## Listed records

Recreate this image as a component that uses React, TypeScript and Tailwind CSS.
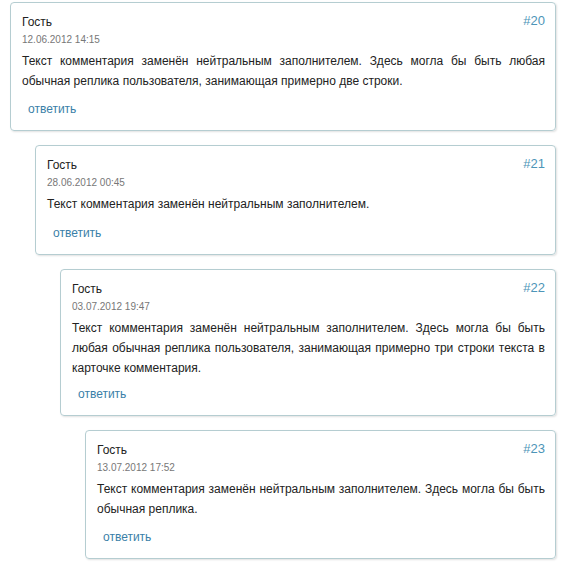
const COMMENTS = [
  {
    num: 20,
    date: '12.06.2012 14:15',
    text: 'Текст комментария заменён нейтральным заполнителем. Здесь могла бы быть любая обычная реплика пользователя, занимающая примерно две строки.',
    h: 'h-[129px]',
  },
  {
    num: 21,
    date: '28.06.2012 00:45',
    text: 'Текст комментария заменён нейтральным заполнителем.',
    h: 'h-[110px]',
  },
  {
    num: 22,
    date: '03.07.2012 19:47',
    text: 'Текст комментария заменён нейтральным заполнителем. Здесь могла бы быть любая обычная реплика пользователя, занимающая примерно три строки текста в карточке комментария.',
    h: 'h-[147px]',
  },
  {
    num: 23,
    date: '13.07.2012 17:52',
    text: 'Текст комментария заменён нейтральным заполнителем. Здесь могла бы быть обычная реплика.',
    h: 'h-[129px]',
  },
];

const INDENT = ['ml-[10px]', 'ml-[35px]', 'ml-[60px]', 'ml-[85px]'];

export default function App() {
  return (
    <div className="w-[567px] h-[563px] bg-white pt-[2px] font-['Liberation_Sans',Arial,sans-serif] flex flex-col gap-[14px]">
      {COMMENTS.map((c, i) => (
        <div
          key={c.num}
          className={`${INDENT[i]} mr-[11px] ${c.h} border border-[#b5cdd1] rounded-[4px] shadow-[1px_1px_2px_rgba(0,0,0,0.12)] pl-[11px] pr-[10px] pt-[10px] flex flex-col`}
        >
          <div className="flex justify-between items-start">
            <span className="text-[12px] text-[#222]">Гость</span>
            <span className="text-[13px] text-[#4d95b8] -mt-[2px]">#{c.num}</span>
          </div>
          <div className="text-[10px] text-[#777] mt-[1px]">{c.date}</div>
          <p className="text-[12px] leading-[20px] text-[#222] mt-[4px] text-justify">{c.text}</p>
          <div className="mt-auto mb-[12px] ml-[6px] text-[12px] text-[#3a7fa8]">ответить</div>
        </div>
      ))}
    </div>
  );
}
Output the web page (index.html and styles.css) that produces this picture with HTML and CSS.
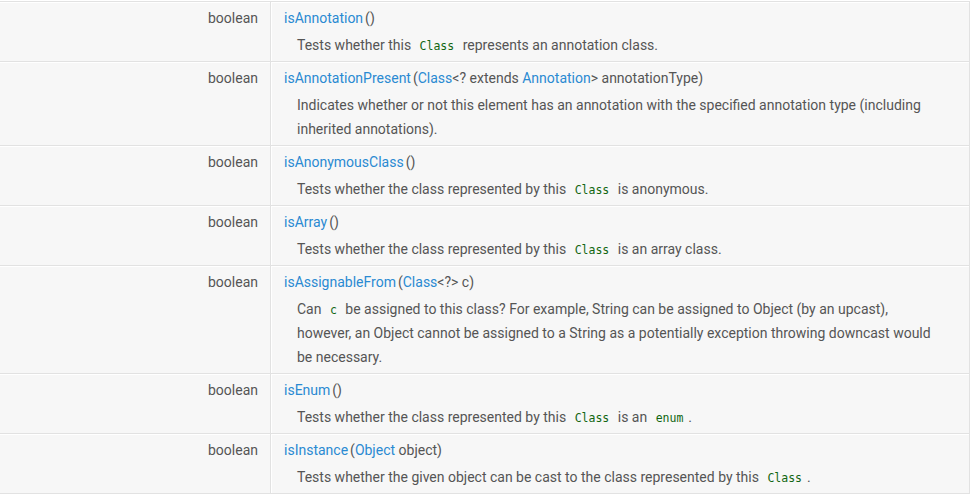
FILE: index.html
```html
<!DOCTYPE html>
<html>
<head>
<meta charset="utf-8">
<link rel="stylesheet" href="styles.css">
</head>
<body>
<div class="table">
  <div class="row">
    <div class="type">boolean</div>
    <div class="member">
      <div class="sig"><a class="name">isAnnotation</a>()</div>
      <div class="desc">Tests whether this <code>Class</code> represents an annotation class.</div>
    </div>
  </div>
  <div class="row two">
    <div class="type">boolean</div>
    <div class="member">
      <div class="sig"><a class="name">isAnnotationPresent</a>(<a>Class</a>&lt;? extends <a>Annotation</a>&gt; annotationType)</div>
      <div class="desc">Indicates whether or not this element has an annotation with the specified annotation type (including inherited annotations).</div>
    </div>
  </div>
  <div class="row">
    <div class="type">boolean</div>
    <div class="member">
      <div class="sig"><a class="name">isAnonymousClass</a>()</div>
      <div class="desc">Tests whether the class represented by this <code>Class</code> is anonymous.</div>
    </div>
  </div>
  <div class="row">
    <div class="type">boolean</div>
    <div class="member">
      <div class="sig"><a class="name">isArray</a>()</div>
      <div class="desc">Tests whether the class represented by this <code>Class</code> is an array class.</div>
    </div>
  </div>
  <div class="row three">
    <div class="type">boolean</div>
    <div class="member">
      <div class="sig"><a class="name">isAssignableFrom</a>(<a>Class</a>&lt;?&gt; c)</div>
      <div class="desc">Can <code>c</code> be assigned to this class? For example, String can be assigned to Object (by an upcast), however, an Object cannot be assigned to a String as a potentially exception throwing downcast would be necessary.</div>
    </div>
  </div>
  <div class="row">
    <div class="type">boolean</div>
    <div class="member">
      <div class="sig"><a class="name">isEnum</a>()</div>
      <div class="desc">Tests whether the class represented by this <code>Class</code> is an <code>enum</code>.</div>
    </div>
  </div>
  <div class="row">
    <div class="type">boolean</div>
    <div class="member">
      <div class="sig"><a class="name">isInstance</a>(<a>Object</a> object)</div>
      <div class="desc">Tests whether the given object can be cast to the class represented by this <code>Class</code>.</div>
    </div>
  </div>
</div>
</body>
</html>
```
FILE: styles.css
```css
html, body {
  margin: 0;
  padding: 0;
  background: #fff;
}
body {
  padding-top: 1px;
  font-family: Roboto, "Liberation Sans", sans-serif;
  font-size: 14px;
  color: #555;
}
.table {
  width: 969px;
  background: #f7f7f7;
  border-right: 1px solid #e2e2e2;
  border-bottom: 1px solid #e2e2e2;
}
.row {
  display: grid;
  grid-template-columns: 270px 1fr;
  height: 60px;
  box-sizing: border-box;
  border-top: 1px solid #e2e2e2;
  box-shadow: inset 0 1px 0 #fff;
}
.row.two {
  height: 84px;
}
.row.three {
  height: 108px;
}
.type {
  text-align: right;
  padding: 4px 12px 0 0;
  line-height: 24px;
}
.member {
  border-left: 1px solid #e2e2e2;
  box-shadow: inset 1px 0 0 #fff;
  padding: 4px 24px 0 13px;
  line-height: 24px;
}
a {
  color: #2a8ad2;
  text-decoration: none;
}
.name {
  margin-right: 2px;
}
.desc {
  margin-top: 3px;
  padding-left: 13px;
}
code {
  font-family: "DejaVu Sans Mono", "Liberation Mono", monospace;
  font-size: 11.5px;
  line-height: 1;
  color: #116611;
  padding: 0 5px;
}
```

## Short task
Please repeat exactly the data above from its first line to the line that contains "['ml-[10px]', 'ml-[35px]', 'ml-[60px]', 'ml-[85px]'];", inclusive, and leave every picture out.

## Response
Recreate this image as a component that uses React, TypeScript and Tailwind CSS.
const COMMENTS = [
  {
    num: 20,
    date: '12.06.2012 14:15',
    text: 'Текст комментария заменён нейтральным заполнителем. Здесь могла бы быть любая обычная реплика пользователя, занимающая примерно две строки.',
    h: 'h-[129px]',
  },
  {
    num: 21,
    date: '28.06.2012 00:45',
    text: 'Текст комментария заменён нейтральным заполнителем.',
    h: 'h-[110px]',
  },
  {
    num: 22,
    date: '03.07.2012 19:47',
    text: 'Текст комментария заменён нейтральным заполнителем. Здесь могла бы быть любая обычная реплика пользователя, занимающая примерно три строки текста в карточке комментария.',
    h: 'h-[147px]',
  },
  {
    num: 23,
    date: '13.07.2012 17:52',
    text: 'Текст комментария заменён нейтральным заполнителем. Здесь могла бы быть обычная реплика.',
    h: 'h-[129px]',
  },
];

const INDENT = ['ml-[10px]', 'ml-[35px]', 'ml-[60px]', 'ml-[85px]'];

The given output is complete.